Believe it or not, babies can sleep an average of 14-15 hours per day in the first year of life. Unfortunately for the parents, it’s not in large sums of time. That means a lot of putting baby in and taking baby out of the crib. Think about the weight load on the spine when mom (or dad, for that matter) holds baby away from the body and then lowers baby in the crib. And to make matters worse, mom probably just nursed baby to sleep and will contort in any way so as not to wake baby up. There’s really no easy way to do it, but there are better ways! First, mom should lower the rail on the crib. Almost all cribs have rails that lower for this purpose, but most parents don’t do it as it is one more step. Then, mom aligns her body next to the crib so she won’t have to twist to lower baby or pick up baby. She should brace her core and try to keep her spine in alignment as she lowers or picks up baby.

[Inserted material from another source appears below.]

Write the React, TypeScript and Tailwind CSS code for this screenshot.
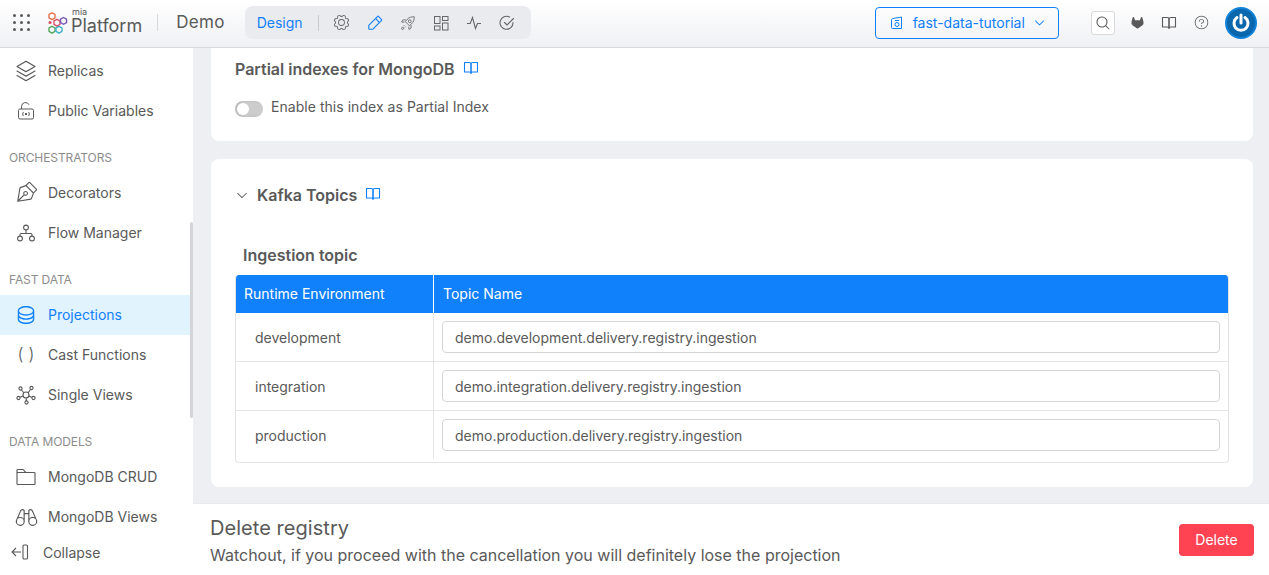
import React from "react";
import { PiStackLight, PiPenNibLight, PiDatabase, PiFolderLight, PiBinocularsLight, PiGearLight, PiPencilSimple, PiCaretDown, PiMagnifyingGlass, PiQuestionLight, PiGitlabLogoSimpleFill } from "react-icons/pi";

const Book = ({ className = "" }: { className?: string }) => (
  <svg viewBox="0 0 16 16" className={className} fill="none" stroke="currentColor" strokeWidth="1.1" strokeLinejoin="round" strokeLinecap="round">
    <path d="M1.5 2.5h4.6c1 0 1.9.5 1.9 1.5v9.2c0-.7-.8-1.2-1.8-1.2H1.5z" />
    <path d="M14.5 2.5H9.9C8.9 2.5 8 3 8 4v9.2c0-.7.8-1.2 1.8-1.2h4.7z" />
  </svg>
);

const Logo = () => (
  <svg viewBox="0 0 20 22" className="w-[20px] h-[22px]" fill="none" strokeWidth="1.4">
    <path d="M4 .8l3 1.700v3.400l-3 1.700-3-1.700V2.500z" stroke="#e8734a" />
    <path d="M9 7.300l3 1.700v3.400l-3 1.700-3-1.700V9z" stroke="#e0506a" />
    <path d="M15.500 5.500l3 1.700v3.400l-3 1.700-3-1.700V7.200z" stroke="#7a55b8" />
    <path d="M4 14.300l3 1.700v3.400l-3 1.700-3-1.700V16z" stroke="#56a860" />
    <path d="M11 14.300l3 1.700v3.400l-3 1.700-3-1.700V16z" stroke="#3fb4c8" />
    <circle cx="2" cy="10.500" r="1.500" fill="#d9485f" stroke="none" />
  </svg>
);

const Grip = () => (
  <div className="grid grid-cols-3 gap-[4px] w-[17px]">
    {Array.from({ length: 9 }).map((_, i) => (
      <span key={i} className="w-[3px] h-[3px] rounded-full bg-[#595959]" />
    ))}
  </div>
);

const Vars = () => (
  <svg viewBox="0 0 20 20" className="w-[20px] h-[20px]" fill="none" stroke="#595959" strokeWidth="1">
    <rect x="2.500" y="8" width="15" height="10" rx="1.500" />
    <path d="M5.500 8V5.500a4 4 0 0 1 7.600-1.700" />
    <path d="M7.500 11c-1 1-1 3 0 4M12.500 11c1 1 1 3 0 4M9 12l2 2M11 12l-2 2" />
  </svg>
);

const Flow = () => (
  <svg viewBox="0 0 20 20" className="w-[20px] h-[20px]" fill="none" stroke="#595959" strokeWidth="1.100">
    <circle cx="10" cy="4.500" r="2.400" />
    <circle cx="4" cy="15.500" r="2.400" />
    <circle cx="16" cy="15.500" r="2.400" />
    <path d="M10 7v3.500M4 13v-1.200c0-.7.500-1.300 1.300-1.300h9.400c.8 0 1.300.6 1.300 1.300V13" />
  </svg>
);

const Hub = () => (
  <svg viewBox="0 0 20 20" className="w-[20px] h-[20px]" fill="none" stroke="#595959" strokeWidth="1.100">
    <circle cx="10" cy="10" r="3" />
    <circle cx="4.500" cy="3.500" r="1.600" />
    <circle cx="15.500" cy="3" r="1.600" />
    <circle cx="2.500" cy="13" r="1.600" />
    <circle cx="10.500" cy="17.500" r="1.600" />
    <circle cx="17.500" cy="13" r="1.600" />
    <path d="M5.500 5l2.500 3M14.500 4.500L12 8M4 12.300l3.200-1.300M10.300 16v-3M16 12.500l-3.200-1.500" />
  </svg>
);

const Repo = () => (
  <svg viewBox="0 0 14 14" className="w-[14px] h-[14px]" fill="none" stroke="#1180fb" strokeWidth="1">
    <path d="M3 2.500l8.500-1.500v11.500H2.500a1 1 0 0 1-1-1V4c0-.8.600-1.300 1.500-1.500z" />
    <circle cx="7" cy="8.500" r="2" />
    <path d="M5 4.500h4" />
  </svg>
);

const Grid4 = () => (
  <svg viewBox="0 0 16 16" className="w-[16px] h-[16px]" fill="none" stroke="#666666" strokeWidth="1">
    <rect x="1.500" y="1.500" width="5.500" height="7" />
    <rect x="9.500" y="1.500" width="5.500" height="4" />
    <rect x="1.500" y="11" width="5.500" height="4" />
    <rect x="9.500" y="8" width="5.500" height="7" />
  </svg>
);

const Pulse = () => (
  <svg viewBox="0 0 16 16" className="w-[16px] h-[16px]" fill="none" stroke="#666666" strokeWidth="1.100">
    <path d="M1 8.500h3.200L6.500 2.500l3 11 2-5H15" />
  </svg>
);

const Rocket = () => (
  <svg viewBox="0 0 18 18" className="w-[18px] h-[18px]" fill="none" stroke="#666666" strokeWidth="1">
    <path d="M16 2c-3.200-.2-6 .8-8 3L6 7.500l4.500 4.500L13 10c2.200-2 3.200-4.800 3-8z" />
    <circle cx="11" cy="7" r="1.600" />
    <path d="M6.500 5.500C3.500 5 2 6 2 8l3 0M12.500 11.500c.5 3-.5 4.500-2.500 4.500l0-3" />
    <circle cx="3" cy="15" r="1.200" />
    <path d="M5 11.500l-1 1M6.500 13l-1 1" />
  </svg>
);

const CheckRound = () => (
  <svg viewBox="0 0 16 16" className="w-[16px] h-[16px]" fill="none" stroke="#666666" strokeWidth="1.100" strokeLinecap="round">
    <path d="M14 7.500A6.500 6.500 0 1 1 10.500 2" />
    <path d="M5.500 7.500L8 10l6.500-6.500" />
  </svg>
);

const Collapse = () => (
  <svg viewBox="0 0 18 18" className="w-[18px] h-[18px]" fill="none" stroke="#595959" strokeWidth="1.100">
    <path d="M1 9h9M5 5L1 9l4 4" />
    <rect x="12" y="2" width="4.500" height="14" rx="1" />
  </svg>
);

const Item = ({ icon, label, active }: { icon: React.ReactNode; label: string; active?: boolean }) => (
  <div className={`h-[40px] flex items-center pl-[16px] ${active ? "bg-[#e1f4fe] text-[#1180fb]" : "text-[#595959]"}`}>
    <span className="w-[20px] flex justify-center">{icon}</span>
    <span className="ml-[12px] text-[14px] pb-[2px] whitespace-nowrap">{label}</span>
  </div>
);

const Section = ({ label }: { label: string }) => (
  <div className="h-[42px] pt-[12px] flex items-center pl-[9px] text-[12px] tracking-[-0.1px] text-[#8c8c8c] whitespace-nowrap">{label}</div>
);

const Row = ({ env, value, last }: { env: string; value: string; last?: boolean }) => (
  <div className={`flex ${last ? "h-[51px] pb-[3px]" : "h-[49px] border-b border-[#e4e5e7]"}`}>
    <div className="w-[198px] flex items-center pl-[19px] text-[14px] text-[#595959] border-r border-[#e4e5e7]">{env}</div>
    <div className="flex-1 flex items-center px-[8px]">
      <div className="h-[32px] w-full border border-[#d4d5d8] rounded-[4px] flex items-center pl-[12px] text-[14px] text-[#595959]">{value}</div>
    </div>
  </div>
);

const NavIcon = ({ children, first }: { children: React.ReactNode; first?: boolean }) => (
  <span className={`${first ? "ml-[15px]" : "ml-[17px]"} w-[16px] flex justify-center`}>{children}</span>
);

export default function App() {
  return (
    <div className="w-[1269px] h-[575px] overflow-hidden flex flex-col bg-[#eeeff2] font-['Inter',sans-serif]">
      <header className="h-[48px] shrink-0 flex items-center pb-[2px] bg-gradient-to-b from-white to-[#f0f1f4] border-b border-[#d6d8dc]">
        <div className="ml-[13px]"><Grip /></div>
        <div className="ml-[18px] flex items-center">
          <Logo />
          <div className="relative ml-[3px] text-[18px] leading-none text-[#595959] pt-[7px]">
            Platform
            <span className="absolute left-[1px] top-[-3px] text-[9px] text-[#595959]">mia</span>
          </div>
        </div>
        <span className="ml-[15px] w-px h-[17px] bg-[#d9d9d9]" />
        <span className="ml-[18px] text-[17px] text-[#595959] tracking-[0.3px]">Demo</span>
        <nav className="ml-[20px] w-[286px] h-[33px] rounded-[8px] bg-[#eaebee] flex items-center pl-[12px]">
          <span className="text-[14px] text-[#1180fb]">Design</span>
          <span className="ml-[15px] w-px h-[16px] bg-[#c9cacd]" />
          <NavIcon first><PiGearLight size={19} color="#666666" className="shrink-0" /></NavIcon>
          <NavIcon><PiPencilSimple size={18} color="#1180fb" className="shrink-0" /></NavIcon>
          <NavIcon><Rocket /></NavIcon>
          <NavIcon><Grid4 /></NavIcon>
          <NavIcon><Pulse /></NavIcon>
          <NavIcon><CheckRound /></NavIcon>
        </nav>
        <div className="ml-[344px] w-[184px] h-[32px] rounded-[4px] border border-[#1180fb] flex items-center pl-[14px] text-[#1180fb]">
          <Repo />
          <span className="ml-[9px] text-[14px]">fast-data-tutorial</span>
          <PiCaretDown size={13} className="ml-[8px]" />
        </div>
        <div className="ml-[32px] w-[24px] h-[24px] rounded-[3px] bg-white border border-[#d9d9d9] flex items-center justify-center">
          <PiMagnifyingGlass size={16} color="#595959" />
        </div>
        <span className="ml-[15px]"><PiGitlabLogoSimpleFill size={15} color="#595959" /></span>
        <span className="ml-[16px]"><Book className="w-[16px] h-[16px] text-[#595959]" /></span>
        <span className="ml-[16px] flex"><PiQuestionLight size={17} color="#595959" /></span>
        <div className="ml-[15px] w-[32px] h-[32px] rounded-full bg-[#0a66ad] border-[2px] border-[#1182d8] flex items-center justify-center">
          <svg viewBox="0 0 20 20" className="w-[20px] h-[20px]" fill="none" stroke="white" strokeWidth="3" strokeLinecap="round">
            <path d="M6 4.500a7 7 0 1 0 8 0" />
            <path d="M10 2v8" />
          </svg>
        </div>
      </header>

      <div className="flex-1 flex min-h-0">
        <aside className="relative w-[193px] shrink-0 bg-white pt-[3px] overflow-hidden">
          <Item icon={<PiStackLight size={24} color="#595959" className="shrink-0" />} label="Replicas" />
          <Item icon={<Vars />} label="Public Variables" />
          <Section label="ORCHESTRATORS" />
          <Item icon={<PiPenNibLight size={24} color="#595959" className="shrink-0" />} label="Decorators" />
          <Item icon={<Flow />} label="Flow Manager" />
          <Section label="FAST DATA" />
          <Item active icon={<PiDatabase size={22} color="#1180fb" className="shrink-0" />} label="Projections" />
          <Item icon={<span className="text-[17px] text-[#595959] tracking-[5px] pl-[5px] font-light">()</span>} label="Cast Functions" />
          <Item icon={<Hub />} label="Single Views" />
          <Section label="DATA MODELS" />
          <Item icon={<PiFolderLight size={24} color="#595959" className="shrink-0" />} label="MongoDB CRUD" />
          <Item icon={<PiBinocularsLight size={25} color="#595959" className="shrink-0" />} label="MongoDB Views" />
          <div className="absolute left-0 bottom-0 w-full h-[40px] bg-white flex items-center pl-[11px] pb-[6px] text-[#595959]">
            <Collapse />
            <span className="ml-[14px] text-[14px]">Collapse</span>
          </div>
          <div className="absolute right-0 top-[174px] w-[3px] h-[196px] bg-[#d4d5d8] rounded-full" />
        </aside>

        <div className="flex-1 min-w-0 flex flex-col">
          <main className="flex-1 min-h-0 px-[18px] pr-[16px] flex flex-col gap-[18px]">
            <section className="h-[93px] shrink-0 bg-white rounded-b-[8px] pl-[24px]">
              <div className="flex items-center pt-[11px]">
                <span className="text-[16px] leading-[20px] font-semibold text-[#595959]">Partial indexes for MongoDB</span>
                <Book className="ml-[9px] w-[16px] h-[16px] text-[#1180fb] -mt-[3px]" />
              </div>
              <div className="mt-[17px] flex items-center">
                <span className="w-[28px] h-[16px] mt-[2px] rounded-full bg-[#cccccc] flex items-center pl-[2px] shadow-[inset_2px_0_3px_rgba(0,0,0,0.1)]">
                  <span className="w-[12px] h-[12px] rounded-full bg-white" />
                </span>
                <span className="ml-[8px] pb-[2px] text-[14px] text-[#595959] tracking-[0.04px]">Enable this index as Partial Index</span>
              </div>
            </section>
            <section className="h-[328px] shrink-0 bg-white rounded-[8px] pl-[24px] pr-[24px]">
              <div className="flex items-center pt-[26px] h-[46px]">
                <PiCaretDown size={14} color="#595959" />
                <span className="ml-[8px] text-[16px] font-semibold text-[#595959]">Kafka Topics</span>
                <Book className="ml-[8px] w-[16px] h-[16px] text-[#1180fb] -mt-[3px]" />
              </div>
              <h3 className="mt-[40px] ml-[8px] h-[20px] text-[16px] leading-[20px] font-semibold text-[#595959]">Ingestion topic</h3>
              <div className="mt-[10px] border-x border-b border-[#e4e5e7] rounded-[4px] overflow-hidden">
                <div className="h-[38px] bg-[#1180fb] flex text-white text-[14px]">
                  <div className="w-[198px] flex items-center pl-[8px] pb-[2px] border-r border-white">Runtime Environment</div>
                  <div className="flex-1 flex items-center pl-[9px] pb-[2px]">Topic Name</div>
                </div>
                <Row env="development" value="demo.development.delivery.registry.ingestion" />
                <Row env="integration" value="demo.integration.delivery.registry.ingestion" />
                <Row env="production" value="demo.production.delivery.registry.ingestion" last />
              </div>
            </section>
          </main>
          <footer className="h-[72px] shrink-0 bg-white flex items-center pl-[17px] pr-[15px] border-t border-[#e8e9eb]">
            <div className="flex-1 pt-[3px]">
              <div className="text-[20px] leading-[24px] text-[#595959] tracking-[0.05px]">Delete registry</div>
              <div className="mt-[4px] text-[16px] leading-[22px] text-[#595959]">Watchout, if you proceed with the cancellation you will definitely lose the projection</div>
            </div>
            <button className="w-[75px] h-[32px] rounded-[4px] bg-[#ff4352] text-white text-[14px]">Delete</button>
          </footer>
        </div>
      </div>
    </div>
  );
}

Moms pick up a lot of toys and other baby paraphernalia. It’s essential that you truly teach them how to pick an object up. Most people in general stoop down to pick an item up. You need to teach them to bend at the hips, knees and ankles and actually squat down to pick up the object. Spine should be in alignment throughout entire movement. Mom should square herself right in front of the object and firmly pull in the abdominal muscles to protect the spine. Lift the object straight in to the body and use the legs to elevate. Remember, the further an object is away from the body, the heavier and harder it is as well! Getting strollers and baby carriers out of the car can be awkward. Mom should bring object close to her body before lifting it. It’s the repetitive motions done incorrectly and seemingly harmlessly that end up wreaking havoc on the body.
Recommendations for the post-natal client are becoming less stringent, which is a good thing. Doctors and researchers are recognizing the benefits of exercise both during and after pregnancy. Be cautious that your interpretation of these guidelines is not to put your client right back in her previous exercise routine. Much has changed in your client’s body, and just as much as changed in her life. My recommendation is that you design workouts for your clients that recognize the specific needs of this population. Your post-natal exercise program should consider the recovery from pregnancy, childbirth and the new role of motherhood. Functional fitness is all about training movement and not muscles. If the anatomical and environmental changes are not taken into account, her imbalance will last far past childbirth. Teach her sound movement patterns like you would for any other sport, and she too will be a winner!